(Code that builds pages)

<<<<

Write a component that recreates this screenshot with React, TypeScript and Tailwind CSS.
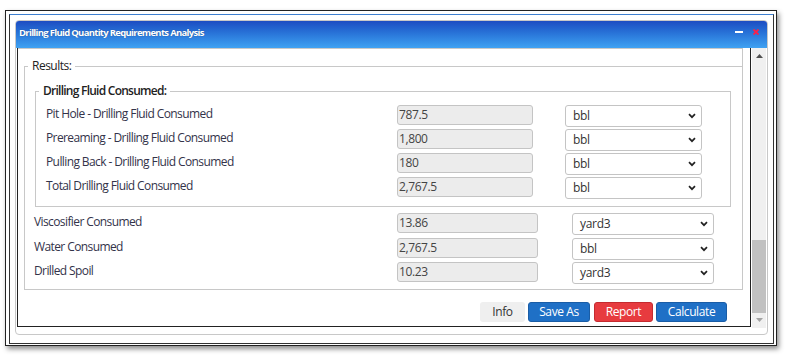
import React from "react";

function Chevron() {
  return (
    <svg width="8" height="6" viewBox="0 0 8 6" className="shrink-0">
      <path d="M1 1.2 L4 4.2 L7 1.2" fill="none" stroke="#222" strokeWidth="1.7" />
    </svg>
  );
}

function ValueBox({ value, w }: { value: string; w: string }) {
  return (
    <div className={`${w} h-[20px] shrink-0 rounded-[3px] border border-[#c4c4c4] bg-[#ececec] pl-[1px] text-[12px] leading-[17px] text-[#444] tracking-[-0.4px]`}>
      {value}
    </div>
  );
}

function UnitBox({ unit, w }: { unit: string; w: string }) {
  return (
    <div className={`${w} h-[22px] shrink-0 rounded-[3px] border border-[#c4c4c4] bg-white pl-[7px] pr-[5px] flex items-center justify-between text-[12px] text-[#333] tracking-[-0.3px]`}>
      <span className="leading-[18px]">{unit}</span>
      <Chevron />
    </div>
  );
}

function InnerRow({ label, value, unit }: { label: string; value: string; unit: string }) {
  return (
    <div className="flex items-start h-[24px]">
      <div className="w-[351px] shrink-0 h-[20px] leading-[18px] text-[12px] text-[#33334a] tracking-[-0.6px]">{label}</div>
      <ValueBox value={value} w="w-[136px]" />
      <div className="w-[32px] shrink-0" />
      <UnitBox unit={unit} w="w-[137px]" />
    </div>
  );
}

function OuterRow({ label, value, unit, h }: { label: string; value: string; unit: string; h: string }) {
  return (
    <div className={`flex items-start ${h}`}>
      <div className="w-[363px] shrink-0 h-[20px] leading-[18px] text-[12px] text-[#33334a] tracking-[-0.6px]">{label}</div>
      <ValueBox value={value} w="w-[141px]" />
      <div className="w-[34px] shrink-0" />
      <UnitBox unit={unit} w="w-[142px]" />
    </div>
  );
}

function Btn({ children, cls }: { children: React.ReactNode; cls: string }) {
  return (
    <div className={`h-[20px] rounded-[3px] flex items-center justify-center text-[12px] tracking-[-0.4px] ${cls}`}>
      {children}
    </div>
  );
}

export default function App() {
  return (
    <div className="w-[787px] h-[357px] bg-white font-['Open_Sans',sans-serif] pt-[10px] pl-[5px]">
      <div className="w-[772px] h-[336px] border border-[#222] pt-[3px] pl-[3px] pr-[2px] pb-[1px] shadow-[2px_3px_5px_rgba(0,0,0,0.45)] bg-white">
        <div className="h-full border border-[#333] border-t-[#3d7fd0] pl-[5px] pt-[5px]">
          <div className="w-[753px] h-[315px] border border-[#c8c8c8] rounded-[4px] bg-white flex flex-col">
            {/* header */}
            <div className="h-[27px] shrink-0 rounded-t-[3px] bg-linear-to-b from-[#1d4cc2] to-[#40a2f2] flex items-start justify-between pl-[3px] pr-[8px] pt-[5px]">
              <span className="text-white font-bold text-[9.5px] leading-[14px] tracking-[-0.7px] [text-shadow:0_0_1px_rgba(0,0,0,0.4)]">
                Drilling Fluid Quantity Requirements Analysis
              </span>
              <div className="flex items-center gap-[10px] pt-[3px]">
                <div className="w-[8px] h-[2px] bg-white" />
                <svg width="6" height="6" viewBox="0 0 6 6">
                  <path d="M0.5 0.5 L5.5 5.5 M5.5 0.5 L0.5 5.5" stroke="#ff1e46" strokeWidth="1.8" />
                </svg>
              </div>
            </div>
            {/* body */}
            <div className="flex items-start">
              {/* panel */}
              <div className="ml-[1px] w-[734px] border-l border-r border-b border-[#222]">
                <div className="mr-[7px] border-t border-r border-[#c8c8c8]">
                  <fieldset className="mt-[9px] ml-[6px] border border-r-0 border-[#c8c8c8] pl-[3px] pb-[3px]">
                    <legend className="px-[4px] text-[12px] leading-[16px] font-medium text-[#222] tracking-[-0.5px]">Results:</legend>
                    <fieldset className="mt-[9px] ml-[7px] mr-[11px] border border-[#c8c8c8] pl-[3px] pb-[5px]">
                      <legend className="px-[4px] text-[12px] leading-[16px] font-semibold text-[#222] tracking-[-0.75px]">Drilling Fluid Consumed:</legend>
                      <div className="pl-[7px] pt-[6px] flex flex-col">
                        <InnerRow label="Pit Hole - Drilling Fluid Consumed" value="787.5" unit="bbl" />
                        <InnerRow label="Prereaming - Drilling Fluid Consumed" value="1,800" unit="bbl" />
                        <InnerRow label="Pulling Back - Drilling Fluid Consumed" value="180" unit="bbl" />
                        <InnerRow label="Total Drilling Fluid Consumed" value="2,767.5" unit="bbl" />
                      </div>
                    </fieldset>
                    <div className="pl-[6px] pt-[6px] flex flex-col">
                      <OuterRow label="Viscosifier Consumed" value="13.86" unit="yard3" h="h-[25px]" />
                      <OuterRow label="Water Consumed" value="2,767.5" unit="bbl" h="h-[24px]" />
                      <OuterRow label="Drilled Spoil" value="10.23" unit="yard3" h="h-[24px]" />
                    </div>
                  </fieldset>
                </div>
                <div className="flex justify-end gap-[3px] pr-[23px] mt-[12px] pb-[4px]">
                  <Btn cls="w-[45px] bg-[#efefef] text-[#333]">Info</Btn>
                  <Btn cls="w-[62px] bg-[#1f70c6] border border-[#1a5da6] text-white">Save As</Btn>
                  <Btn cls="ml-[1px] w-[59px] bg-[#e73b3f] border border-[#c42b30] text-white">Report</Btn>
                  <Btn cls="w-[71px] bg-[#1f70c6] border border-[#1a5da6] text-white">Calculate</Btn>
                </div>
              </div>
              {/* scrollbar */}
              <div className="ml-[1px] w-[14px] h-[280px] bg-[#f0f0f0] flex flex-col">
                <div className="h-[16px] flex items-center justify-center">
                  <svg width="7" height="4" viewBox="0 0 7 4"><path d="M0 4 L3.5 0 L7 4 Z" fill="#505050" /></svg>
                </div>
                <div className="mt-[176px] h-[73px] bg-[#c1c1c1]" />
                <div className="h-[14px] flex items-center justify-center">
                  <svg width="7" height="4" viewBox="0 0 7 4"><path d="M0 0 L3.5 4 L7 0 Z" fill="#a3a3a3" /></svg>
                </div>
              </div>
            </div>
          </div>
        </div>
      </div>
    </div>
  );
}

>>>>
<<<<

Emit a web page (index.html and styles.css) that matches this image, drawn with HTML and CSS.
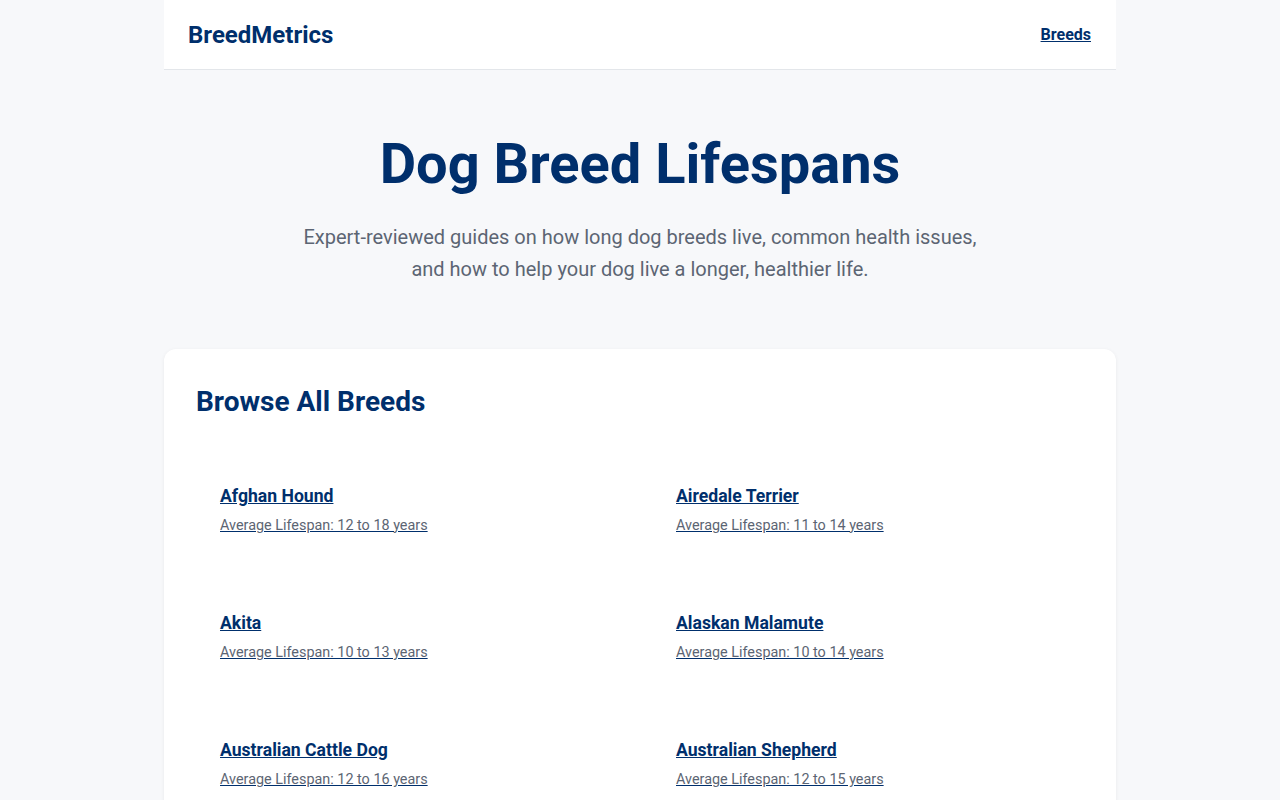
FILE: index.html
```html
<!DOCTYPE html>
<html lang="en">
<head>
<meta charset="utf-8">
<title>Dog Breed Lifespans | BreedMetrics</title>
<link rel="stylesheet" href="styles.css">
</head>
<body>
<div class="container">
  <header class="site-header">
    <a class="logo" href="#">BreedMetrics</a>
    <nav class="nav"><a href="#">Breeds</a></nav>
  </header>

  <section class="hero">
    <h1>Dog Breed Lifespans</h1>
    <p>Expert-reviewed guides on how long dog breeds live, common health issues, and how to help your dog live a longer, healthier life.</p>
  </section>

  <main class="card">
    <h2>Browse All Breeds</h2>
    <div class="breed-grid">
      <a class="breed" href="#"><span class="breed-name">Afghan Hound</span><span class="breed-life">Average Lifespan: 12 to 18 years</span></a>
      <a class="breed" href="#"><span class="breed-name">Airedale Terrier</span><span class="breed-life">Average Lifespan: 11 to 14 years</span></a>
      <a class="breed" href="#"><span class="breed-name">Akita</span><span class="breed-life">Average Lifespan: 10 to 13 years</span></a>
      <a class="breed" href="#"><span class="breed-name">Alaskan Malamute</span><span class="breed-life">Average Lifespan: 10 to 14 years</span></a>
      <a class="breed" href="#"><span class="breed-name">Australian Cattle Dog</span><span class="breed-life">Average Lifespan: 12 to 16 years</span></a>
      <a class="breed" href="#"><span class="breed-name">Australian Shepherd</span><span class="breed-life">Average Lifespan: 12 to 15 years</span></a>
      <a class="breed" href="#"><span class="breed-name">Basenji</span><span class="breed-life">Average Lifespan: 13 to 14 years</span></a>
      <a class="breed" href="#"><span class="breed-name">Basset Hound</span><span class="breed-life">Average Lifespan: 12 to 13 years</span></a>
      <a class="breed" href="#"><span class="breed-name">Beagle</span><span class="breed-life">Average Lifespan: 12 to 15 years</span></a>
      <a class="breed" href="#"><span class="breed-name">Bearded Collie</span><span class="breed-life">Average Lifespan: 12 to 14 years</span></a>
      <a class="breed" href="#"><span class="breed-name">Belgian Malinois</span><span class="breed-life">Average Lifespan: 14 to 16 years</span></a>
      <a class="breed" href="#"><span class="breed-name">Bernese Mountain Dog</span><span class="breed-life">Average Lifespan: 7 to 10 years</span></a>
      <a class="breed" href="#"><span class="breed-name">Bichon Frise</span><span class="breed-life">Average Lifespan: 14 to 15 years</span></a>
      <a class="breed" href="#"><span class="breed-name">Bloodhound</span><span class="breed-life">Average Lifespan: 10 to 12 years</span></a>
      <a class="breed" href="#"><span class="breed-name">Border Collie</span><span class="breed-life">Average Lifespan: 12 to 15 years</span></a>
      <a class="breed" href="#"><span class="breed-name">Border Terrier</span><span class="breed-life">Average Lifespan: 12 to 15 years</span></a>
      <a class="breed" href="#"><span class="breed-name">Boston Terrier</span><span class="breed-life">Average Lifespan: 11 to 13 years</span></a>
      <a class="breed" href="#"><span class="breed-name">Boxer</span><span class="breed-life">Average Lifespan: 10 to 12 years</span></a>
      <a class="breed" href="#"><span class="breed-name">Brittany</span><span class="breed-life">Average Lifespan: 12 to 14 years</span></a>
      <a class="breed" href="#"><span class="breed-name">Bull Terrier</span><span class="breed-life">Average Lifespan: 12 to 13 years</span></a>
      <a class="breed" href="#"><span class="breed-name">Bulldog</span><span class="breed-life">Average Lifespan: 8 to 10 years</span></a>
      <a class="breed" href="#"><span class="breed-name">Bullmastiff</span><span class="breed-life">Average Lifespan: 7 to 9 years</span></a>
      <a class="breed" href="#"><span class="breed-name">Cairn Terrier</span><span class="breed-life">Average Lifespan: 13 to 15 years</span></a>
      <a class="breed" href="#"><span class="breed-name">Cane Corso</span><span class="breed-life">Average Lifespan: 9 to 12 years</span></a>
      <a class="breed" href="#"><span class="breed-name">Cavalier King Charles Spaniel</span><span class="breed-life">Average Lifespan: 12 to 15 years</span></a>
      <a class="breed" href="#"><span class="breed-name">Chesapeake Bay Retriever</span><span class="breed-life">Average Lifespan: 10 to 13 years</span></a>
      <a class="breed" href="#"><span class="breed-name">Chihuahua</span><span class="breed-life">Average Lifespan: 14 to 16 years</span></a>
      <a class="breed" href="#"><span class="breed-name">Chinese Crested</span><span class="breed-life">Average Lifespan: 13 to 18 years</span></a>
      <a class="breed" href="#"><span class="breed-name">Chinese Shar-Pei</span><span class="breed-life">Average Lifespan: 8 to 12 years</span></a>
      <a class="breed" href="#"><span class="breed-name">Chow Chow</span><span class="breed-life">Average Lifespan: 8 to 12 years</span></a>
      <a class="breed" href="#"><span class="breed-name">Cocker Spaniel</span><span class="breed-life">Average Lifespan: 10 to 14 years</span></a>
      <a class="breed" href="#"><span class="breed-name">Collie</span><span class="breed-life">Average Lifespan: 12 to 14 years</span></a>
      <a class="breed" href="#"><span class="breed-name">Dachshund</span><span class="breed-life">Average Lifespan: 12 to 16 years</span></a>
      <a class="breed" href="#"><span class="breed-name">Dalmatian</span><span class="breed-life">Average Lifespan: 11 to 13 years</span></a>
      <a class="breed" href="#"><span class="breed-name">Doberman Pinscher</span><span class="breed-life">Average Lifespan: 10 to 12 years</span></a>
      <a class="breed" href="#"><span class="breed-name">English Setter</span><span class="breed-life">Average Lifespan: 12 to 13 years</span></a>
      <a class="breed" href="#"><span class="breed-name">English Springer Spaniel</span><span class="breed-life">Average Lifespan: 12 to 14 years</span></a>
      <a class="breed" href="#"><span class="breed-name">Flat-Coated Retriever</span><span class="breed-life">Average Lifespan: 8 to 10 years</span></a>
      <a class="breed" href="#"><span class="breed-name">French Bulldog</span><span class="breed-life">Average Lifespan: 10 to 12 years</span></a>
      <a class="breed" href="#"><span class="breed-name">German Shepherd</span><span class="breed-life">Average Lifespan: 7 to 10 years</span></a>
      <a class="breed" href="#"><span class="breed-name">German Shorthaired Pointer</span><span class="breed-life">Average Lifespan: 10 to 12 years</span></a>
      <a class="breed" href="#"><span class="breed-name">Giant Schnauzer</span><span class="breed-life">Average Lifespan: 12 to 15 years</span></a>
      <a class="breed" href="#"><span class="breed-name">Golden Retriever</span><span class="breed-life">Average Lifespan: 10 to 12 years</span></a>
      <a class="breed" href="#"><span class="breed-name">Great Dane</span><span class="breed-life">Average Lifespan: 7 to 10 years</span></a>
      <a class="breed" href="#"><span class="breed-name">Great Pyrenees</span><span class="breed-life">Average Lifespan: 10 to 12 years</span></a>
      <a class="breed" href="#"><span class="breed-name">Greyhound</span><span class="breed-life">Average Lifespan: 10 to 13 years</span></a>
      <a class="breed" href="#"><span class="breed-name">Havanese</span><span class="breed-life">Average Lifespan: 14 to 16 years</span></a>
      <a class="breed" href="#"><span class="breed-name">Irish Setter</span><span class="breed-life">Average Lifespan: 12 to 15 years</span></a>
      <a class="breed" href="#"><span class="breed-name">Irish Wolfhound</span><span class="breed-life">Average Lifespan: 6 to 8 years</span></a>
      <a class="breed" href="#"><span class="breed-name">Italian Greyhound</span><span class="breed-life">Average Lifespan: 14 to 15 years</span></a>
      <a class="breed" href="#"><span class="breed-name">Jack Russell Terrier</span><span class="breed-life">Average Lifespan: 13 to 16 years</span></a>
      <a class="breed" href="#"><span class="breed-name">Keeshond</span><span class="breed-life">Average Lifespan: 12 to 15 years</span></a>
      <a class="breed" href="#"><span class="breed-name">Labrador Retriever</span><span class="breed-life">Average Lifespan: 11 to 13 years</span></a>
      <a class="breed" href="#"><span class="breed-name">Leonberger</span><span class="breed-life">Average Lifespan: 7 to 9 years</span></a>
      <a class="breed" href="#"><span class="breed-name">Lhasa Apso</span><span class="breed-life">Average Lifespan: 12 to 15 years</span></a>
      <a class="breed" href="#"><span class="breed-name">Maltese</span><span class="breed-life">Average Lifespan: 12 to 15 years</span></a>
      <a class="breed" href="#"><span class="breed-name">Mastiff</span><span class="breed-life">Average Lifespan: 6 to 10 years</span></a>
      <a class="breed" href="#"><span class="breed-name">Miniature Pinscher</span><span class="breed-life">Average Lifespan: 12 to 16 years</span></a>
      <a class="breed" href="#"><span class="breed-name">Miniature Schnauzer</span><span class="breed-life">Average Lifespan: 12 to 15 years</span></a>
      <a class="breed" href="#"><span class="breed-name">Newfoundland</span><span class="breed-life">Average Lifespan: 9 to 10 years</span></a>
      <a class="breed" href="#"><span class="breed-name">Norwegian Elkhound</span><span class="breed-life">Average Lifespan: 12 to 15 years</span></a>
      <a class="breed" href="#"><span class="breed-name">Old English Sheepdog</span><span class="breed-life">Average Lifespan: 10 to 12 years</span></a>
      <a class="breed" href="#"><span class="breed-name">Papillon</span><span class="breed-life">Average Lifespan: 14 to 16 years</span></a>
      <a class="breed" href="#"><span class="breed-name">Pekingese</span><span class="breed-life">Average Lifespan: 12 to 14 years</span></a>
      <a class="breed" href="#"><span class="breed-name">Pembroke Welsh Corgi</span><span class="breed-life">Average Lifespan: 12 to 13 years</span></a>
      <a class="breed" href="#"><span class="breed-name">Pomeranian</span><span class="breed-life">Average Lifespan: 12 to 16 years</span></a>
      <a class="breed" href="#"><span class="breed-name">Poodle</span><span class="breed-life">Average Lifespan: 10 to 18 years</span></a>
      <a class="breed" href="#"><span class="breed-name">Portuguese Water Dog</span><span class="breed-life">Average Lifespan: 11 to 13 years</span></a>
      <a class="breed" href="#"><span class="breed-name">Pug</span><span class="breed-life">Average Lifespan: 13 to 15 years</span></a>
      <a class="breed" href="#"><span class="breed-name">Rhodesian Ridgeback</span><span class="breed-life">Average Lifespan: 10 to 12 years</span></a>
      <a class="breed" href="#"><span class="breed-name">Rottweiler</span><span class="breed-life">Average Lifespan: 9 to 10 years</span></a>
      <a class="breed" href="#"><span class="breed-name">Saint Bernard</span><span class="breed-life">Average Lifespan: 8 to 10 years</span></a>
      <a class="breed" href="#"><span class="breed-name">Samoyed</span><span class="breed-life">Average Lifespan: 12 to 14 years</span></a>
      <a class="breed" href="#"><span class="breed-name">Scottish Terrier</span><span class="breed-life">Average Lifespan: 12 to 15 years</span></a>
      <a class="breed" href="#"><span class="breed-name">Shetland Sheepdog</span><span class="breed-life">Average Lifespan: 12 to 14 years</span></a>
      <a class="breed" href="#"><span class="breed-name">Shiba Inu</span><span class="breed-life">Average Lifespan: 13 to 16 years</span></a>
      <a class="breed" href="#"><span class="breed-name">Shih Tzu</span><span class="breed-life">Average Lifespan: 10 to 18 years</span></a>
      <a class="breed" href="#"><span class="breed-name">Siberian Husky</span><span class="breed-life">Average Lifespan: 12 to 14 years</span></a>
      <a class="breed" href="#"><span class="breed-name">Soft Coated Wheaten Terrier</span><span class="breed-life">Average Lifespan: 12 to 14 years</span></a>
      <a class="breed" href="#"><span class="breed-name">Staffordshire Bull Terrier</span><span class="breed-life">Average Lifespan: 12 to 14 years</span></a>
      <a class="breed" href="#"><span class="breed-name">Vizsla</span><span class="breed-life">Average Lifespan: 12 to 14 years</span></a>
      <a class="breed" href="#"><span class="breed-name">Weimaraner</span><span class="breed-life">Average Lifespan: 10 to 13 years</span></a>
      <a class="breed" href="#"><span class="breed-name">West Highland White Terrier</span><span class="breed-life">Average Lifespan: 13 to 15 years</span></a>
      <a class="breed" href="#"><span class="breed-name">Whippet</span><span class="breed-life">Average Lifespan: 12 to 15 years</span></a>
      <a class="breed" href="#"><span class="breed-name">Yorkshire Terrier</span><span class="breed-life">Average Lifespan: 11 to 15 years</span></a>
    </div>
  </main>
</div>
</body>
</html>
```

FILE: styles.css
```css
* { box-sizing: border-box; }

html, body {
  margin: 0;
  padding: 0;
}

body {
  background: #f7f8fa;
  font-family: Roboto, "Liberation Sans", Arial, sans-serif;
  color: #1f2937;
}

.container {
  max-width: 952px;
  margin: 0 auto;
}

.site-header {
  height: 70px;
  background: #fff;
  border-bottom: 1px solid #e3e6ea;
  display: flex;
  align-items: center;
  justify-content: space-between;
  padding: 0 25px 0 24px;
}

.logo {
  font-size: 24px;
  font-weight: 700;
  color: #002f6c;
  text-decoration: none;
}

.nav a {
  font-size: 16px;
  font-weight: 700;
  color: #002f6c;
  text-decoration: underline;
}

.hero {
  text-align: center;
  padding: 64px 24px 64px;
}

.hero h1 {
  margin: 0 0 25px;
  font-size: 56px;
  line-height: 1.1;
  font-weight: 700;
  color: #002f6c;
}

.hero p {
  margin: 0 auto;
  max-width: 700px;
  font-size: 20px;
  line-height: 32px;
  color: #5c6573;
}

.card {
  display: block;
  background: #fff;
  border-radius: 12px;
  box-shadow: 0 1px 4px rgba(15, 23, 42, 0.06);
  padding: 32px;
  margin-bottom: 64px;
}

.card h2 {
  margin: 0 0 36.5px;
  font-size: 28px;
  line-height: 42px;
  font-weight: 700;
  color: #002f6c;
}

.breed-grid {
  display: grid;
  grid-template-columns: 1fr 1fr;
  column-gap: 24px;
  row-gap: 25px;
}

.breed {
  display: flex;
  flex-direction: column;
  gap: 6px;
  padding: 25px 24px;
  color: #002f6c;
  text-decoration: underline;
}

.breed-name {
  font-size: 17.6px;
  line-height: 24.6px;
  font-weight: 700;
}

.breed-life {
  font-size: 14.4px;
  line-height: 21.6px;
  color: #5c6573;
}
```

>>>>

_WRITTEN EXERCISE_:
Find the number of lines in which the word "with" occurs, and write nothing but that number.

_ANSWER TO THE TASK_:
2